When constructing confidence intervals usually the size of a population is far larger than the sample size. In these cases we treat the sample as if it came from an infinite population and this simplifies the analysis a bit. For these cases the confidence interval formula is the following
Lower limit:
$$p-z\sqrt{\frac{p(1-p)}{n}}$$
For your example this is $0.5-1.96\sqrt{\frac{0.5(1-0.5)}{1406}}=0.4739$
Upper limit:
$$p+z\sqrt{\frac{p(1-p)}{n}}$$
For your example this is $0.5261$ so the 95% confidence interval for the population value of $p$ is $(0.4739,0.5261)$
Small population size
When the size of the population is small then you can make an adjustment to account for this fact. In this case the confidence interval is
Lower limit:
$$p-z\sqrt{\frac{p(1-p)}{n}\left(\frac{N-n}{N-1} \right)}$$
Upper limit:
$$p+z\sqrt{\frac{p(1-p)}{n}\left(\frac{N-n}{N-1} \right)}$$
The part under the square root is modified slightly.
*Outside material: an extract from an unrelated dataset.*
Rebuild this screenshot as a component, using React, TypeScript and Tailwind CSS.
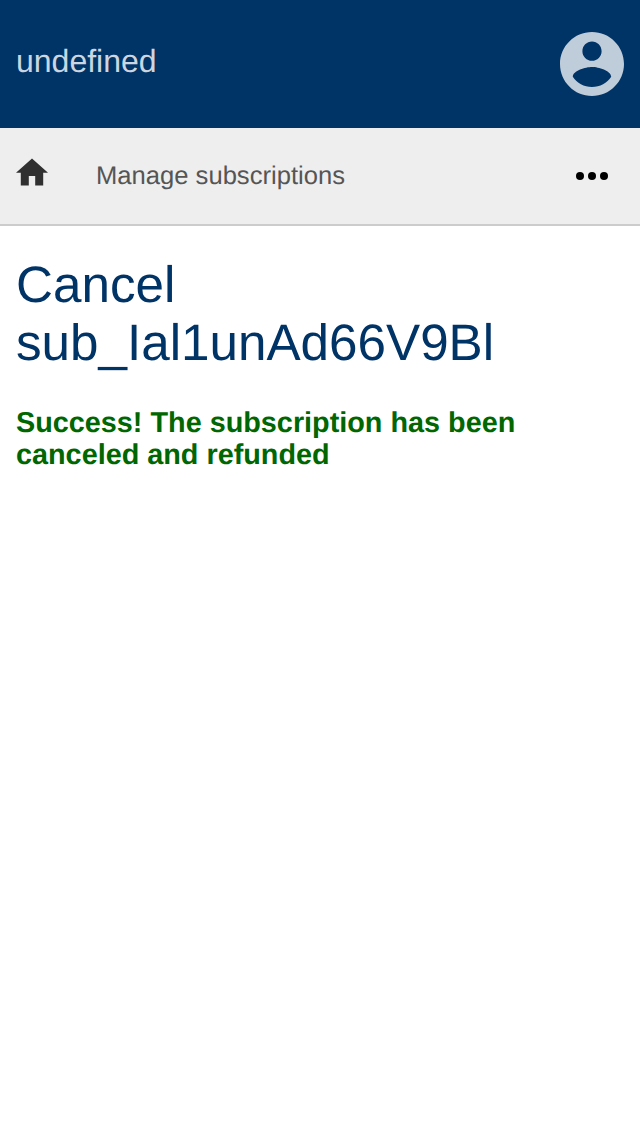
export default function App() {
  return (
    <div className="min-h-screen bg-white font-['Liberation_Sans',Arial,sans-serif] [text-rendering:geometricPrecision]">
      <header className="flex h-32 items-center justify-between bg-[#003366] px-4">
        <span className="mb-1.5 text-[32px] leading-9 text-[#ccd6e0]">undefined</span>
        <svg className="size-16 text-[#bfccd9]" viewBox="2 2 20 20" fill="currentColor" aria-label="Account">
          <path d="M12 2C6.48 2 2 6.48 2 12s4.48 10 10 10 10-4.480 10-10S17.520 2 12 2zm0 3c1.660 0 3 1.340 3 3s-1.340 3-3 3-3-1.340-3-3 1.340-3 3-3zm0 14.200c-2.500 0-4.710-1.280-6-3.220.03-1.990 4-3.080 6-3.080 1.990 0 5.970 1.090 6 3.080-1.290 1.940-3.500 3.220-6 3.220z" />
        </svg>
      </header>
      <nav className="flex h-[98px] items-center border-b-2 border-[#cccccc] bg-[#eeeeee] pr-8 pl-4">
        <svg className="mb-2 h-7 w-8" viewBox="2 2.75 20 17.5" fill="#303030" aria-label="Home">
          <path d="M10 20v-6h4v6h5v-8h3L12 3 2 12h3v8z" />
        </svg>
        <span className="ml-12 flex-1 text-[25.6px] leading-8 text-[#555555]">Manage subscriptions</span>
        <svg className="h-2 w-8" viewBox="0 0 32 8" aria-label="More">
          <circle cx="4" cy="4" r="4" />
          <circle cx="16" cy="4" r="4" />
          <circle cx="28" cy="4" r="4" />
        </svg>
      </nav>
      <main className="px-4 pt-[30px]">
        <h1 className="text-[51.2px] leading-[58px] text-[#003366]">
          Cancel
          <br />
          sub_Ial1unAd66V9Bl
        </h1>
        <p className="mt-[35px] text-[28.8px] leading-8 font-bold text-[#006600]">
          Success! The subscription has been
          <br />
          canceled and refunded
        </p>
      </main>
    </div>
  );
}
In your example the population is huge so it's being modified by a factor of $\frac{292456752-1406}{292456752-1}= 0.999995$. You can try calculating the modified confidence interval, it doesn't change the first four decimal places.
Small sample sizes
When you sample very few people then the methods used to derive the above formulas can be invalid. A common rule for deciding if sample size is large enough is the following:
If $np > 5$ and $n(1-p)>5$ then the sample size is large enough. Your example certainly has a large enough sample size. When the sample size is too small then you should use a different interval such as the Wilson Score interval:
$$\text{Lower limit} = \frac { 2n\hat{p} + z^2 - \left[z \sqrt{z^2 - \frac{1}{n} + 4n\hat{p}(1 - \hat{p}) + (4\hat{p} - 2)} + 1\right] }
{ 2(n + z^2) }$$
$$\text{Upper limit} = \frac { 2n\hat{p} + z^2 + \left[z \sqrt{z^2 - \frac{1}{n} + 4n\hat{p}(1 - \hat{p}) + (4\hat{p} - 2)} + 1\right] }
{ 2(n + z^2) }$$
If these formulas give a value below $0$ or above $1$ (which is an impossible value for $p$) then round them to $0$ or $1$
This one doesn't have a nice way of adjusting for a small population size. If you have both a small population size and a small sample size I'd recommend prioritizing the small population size and using the second set of confidence interval formulas I described.